Travin was an Aerospace Maintenance Technician for ten years, specialising in large airframes for the US Air Force. Being ordinarily attached to C-130 squadrons, he got to visit some interesting and appealing places, such as Greenland.
He currently works in our Austin office as a solutiions architect.
Our final vet for this year is Saffyer. (Yes, name photoshopped to protect the guilty)

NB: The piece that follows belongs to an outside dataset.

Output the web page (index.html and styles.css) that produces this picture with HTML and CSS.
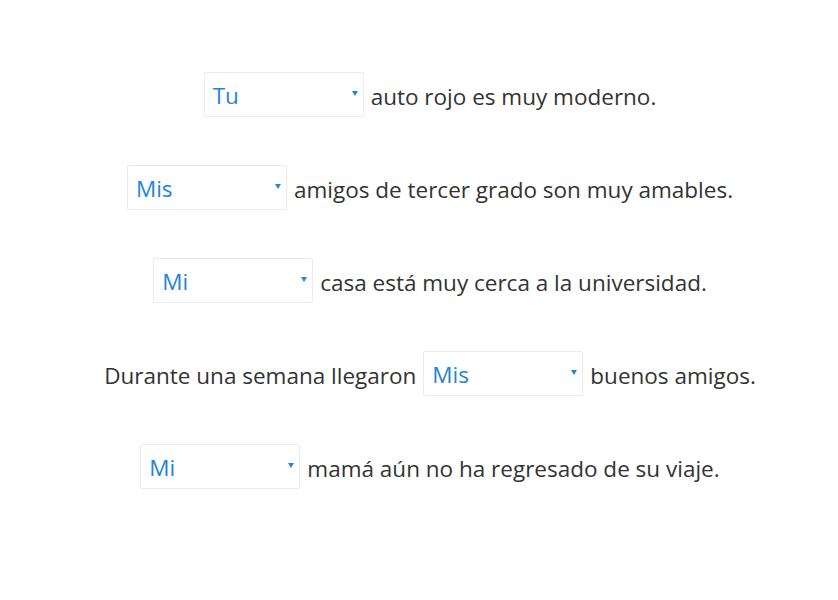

You are looking at one of the rare and mythical quartermasters! A 92A, she was spending her time doing all sorts of arcane logistical things (As one flag officer supposedly said, "I don't know what the hell this 'Logistics' thing is, but I want some of it"). After suffering the horrors of a first duty station in Miesau, Germany, 2004 saw her hop off to Balad, Iraq, with a transfer directly to Afghanistan after just over a year. Which seems a more efficient way of getting multiple campaign medals than I went through, but is evidently from the dark days of the very long tours. Interestingly, I think we may have seen each other, I was in Balad at the same time. In addition to the logistical work, she performed other inevitable duties such as stretcher-bearer from helipad to CASH and FOB perimeter guard. Once that was done, she transferred to Fort Hood for two years, and must have liked it there as she is now a part of the nearby Wargaming Austin office, working as a Junior Environment Artist.
That's all the folks who replied to my email requesting background and a glamour photo. I know there are one or two other vets who don't want the notoriety, but a tip of the hat to them as well.
To any other veterans playing, regardless of nationality, best regards, and drive on!